In what was likely my last real ride before heading out to Vancouver, I, for the first time, cracked, popped, blew up, reached deep into the suitcase of courage and found there was nothing left. Feel free to add your own favourite Phil Liggettism, but you get the point. An interesting experience, to be sure.
The event was the Ottawa Bicycle Club's annual Paris-Roubaix This Is a Cyclo-Sportif, Not A Race Race. (Race map here) In a possibly poor pre-race plan, I elected to do a 110km ride on Saturday, the afternoon before, and while it wasn't a hard ride, it was long and probably depleted some reserves. Considering how I'm spending the next few months, I saw mileage over the weekend as the better option.
In any case, I went into the race a bit tired, but feeling pretty good. I know I'm in better shape than I have been at this time of the year before, albeit a few pounds heavier, which hasn't been a real concern yet. My main goal was to stick with the main pack until getting shelled, then just do a nice, comfortable TT for the rest of the day. Things don't always work as they are planned.

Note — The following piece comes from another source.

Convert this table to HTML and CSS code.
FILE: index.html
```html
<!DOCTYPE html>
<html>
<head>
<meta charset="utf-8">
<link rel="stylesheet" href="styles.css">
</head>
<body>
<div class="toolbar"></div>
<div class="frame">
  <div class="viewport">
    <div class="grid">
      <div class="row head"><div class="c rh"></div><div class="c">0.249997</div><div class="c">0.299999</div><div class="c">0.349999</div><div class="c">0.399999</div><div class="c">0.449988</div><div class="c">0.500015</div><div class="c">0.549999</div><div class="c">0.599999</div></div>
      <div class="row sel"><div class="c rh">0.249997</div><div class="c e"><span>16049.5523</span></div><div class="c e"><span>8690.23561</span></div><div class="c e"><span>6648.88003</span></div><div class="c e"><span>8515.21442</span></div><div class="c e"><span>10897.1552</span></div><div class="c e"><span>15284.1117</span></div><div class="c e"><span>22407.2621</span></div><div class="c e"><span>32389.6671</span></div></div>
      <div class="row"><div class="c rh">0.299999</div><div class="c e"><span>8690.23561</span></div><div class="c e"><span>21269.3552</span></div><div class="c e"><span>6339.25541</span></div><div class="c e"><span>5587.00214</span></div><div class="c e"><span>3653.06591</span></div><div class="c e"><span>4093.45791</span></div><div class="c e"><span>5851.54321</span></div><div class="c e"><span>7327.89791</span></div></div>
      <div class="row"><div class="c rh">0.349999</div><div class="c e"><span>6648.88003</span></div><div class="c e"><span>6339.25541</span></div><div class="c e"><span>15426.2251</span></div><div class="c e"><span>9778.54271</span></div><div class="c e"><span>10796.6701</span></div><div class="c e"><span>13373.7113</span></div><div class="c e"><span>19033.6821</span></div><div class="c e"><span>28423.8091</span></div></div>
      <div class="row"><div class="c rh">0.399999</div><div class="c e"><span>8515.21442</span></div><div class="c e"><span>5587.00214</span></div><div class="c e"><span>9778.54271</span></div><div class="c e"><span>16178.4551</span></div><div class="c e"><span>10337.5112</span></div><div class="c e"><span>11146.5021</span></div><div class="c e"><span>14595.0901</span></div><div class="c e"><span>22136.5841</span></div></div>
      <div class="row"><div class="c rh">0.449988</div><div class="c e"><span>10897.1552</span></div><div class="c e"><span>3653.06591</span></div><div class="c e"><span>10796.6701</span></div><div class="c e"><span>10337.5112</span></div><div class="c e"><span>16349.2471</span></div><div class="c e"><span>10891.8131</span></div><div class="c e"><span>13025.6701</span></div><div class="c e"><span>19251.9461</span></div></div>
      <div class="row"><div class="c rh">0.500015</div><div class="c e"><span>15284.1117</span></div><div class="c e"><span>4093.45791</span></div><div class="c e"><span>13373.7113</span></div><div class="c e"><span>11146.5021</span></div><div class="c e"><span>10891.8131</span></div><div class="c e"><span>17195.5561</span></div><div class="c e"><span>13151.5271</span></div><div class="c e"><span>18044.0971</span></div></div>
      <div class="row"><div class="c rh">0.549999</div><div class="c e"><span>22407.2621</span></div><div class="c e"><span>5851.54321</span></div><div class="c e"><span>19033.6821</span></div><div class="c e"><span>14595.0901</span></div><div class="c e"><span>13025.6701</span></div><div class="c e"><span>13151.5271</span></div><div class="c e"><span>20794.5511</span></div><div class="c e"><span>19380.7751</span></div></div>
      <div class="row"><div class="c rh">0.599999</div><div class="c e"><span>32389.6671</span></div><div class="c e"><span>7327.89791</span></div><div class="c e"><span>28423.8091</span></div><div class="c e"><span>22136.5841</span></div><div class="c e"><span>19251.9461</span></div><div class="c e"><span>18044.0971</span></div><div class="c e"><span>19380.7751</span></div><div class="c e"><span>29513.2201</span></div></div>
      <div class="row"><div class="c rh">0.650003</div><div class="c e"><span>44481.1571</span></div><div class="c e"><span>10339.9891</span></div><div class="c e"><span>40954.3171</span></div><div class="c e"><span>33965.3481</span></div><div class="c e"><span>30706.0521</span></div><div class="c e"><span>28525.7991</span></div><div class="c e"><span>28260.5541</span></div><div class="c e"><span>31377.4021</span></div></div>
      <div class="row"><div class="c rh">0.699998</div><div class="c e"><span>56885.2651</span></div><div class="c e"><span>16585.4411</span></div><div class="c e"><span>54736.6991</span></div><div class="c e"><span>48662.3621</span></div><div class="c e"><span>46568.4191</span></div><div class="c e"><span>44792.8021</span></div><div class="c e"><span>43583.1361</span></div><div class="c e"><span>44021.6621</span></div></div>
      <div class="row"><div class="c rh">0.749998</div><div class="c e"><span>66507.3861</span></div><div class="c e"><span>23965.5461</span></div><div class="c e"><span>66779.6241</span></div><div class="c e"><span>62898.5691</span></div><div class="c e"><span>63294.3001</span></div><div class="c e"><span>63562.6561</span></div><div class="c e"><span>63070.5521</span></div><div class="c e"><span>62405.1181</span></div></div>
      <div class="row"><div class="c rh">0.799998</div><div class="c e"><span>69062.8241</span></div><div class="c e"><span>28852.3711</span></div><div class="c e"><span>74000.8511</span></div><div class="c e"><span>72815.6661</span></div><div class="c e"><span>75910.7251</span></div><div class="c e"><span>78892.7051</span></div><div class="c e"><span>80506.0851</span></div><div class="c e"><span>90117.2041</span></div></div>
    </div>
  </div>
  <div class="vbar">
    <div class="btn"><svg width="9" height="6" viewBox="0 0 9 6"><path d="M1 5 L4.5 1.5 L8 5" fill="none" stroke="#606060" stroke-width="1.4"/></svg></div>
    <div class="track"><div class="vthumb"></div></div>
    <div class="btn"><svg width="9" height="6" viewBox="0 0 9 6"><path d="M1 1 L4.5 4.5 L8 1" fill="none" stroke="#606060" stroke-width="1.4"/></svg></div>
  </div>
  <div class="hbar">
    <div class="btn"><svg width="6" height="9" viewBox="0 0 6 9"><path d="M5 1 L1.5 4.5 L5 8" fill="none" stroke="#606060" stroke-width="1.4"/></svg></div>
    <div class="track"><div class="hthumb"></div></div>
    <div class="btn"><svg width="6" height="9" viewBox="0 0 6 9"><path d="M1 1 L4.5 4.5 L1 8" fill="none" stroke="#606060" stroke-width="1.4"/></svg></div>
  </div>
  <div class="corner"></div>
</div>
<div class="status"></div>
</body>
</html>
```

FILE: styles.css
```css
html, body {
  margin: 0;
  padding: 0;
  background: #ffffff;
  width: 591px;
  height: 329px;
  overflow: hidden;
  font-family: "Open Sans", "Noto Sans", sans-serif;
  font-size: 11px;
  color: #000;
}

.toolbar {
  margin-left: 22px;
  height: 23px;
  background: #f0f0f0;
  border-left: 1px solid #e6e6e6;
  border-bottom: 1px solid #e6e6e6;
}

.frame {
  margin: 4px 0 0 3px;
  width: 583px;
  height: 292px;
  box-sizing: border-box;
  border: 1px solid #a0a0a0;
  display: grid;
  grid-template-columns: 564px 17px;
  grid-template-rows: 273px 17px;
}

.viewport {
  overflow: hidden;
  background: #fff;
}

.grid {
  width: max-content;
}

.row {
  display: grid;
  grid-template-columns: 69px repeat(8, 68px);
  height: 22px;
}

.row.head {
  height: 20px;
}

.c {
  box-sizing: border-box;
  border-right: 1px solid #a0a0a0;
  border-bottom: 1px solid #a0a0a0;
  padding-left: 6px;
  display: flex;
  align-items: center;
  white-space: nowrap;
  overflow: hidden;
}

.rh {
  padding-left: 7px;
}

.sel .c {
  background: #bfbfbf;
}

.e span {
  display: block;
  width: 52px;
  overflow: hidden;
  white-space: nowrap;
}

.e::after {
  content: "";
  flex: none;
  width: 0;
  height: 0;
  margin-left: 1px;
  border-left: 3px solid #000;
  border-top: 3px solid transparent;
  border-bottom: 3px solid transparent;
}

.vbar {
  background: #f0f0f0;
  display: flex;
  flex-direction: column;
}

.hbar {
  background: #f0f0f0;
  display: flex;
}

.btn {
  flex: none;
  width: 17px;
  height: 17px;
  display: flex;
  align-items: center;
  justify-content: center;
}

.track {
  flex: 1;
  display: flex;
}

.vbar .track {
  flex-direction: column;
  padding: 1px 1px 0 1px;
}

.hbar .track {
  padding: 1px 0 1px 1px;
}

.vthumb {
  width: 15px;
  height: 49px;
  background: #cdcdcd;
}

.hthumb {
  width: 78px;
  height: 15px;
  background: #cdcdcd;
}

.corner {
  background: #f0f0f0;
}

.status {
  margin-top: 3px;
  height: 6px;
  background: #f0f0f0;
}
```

As I'm not a serious racer, I stayed in the middle of the main field, such as it was, through the neutralized start and up the first hill. I was aiming to be right near the end of the group of fast people and sit in for a while. I misjudged. At about the 5 or 6km mark, there was a crash and suddenly the main group was pulling a bit ahead and I was one of the leaders of the chase. I spent much of the next several km trying to catch the field again, occasionally working with other dropped riders, or people coming up behind. Unfortunately, I never made contact again. After 15 or 20 minutes of chasing, my heart rate monitor was showing 96%, with 2ish hours to go, I figured that this kind of effort wasn't sustainable and backed off. It's time trial time!
Sometime shortly thereafter, I was picked up by a largish group of 15-20 riders and stuck with them until just before the aptly named Middleville. For the previous climbs, I had worked my way to 2-4 place in the group, then drifted back over the climbs but stayed in contact. In the final climb up into Middleville, the last steep section, I just popped. Before I knew it, the group was 50m in front of me and that was all she wrote.
For the rest of the ride, I went very, very slowly up the hills and decently on the flats and downhills. Still, while the final results aren't up yet, I believe I was about 5 minutes faster than last year, so I have no real complaints.
And now my racing is done until August, realistically, until September when the 'cross season starts again!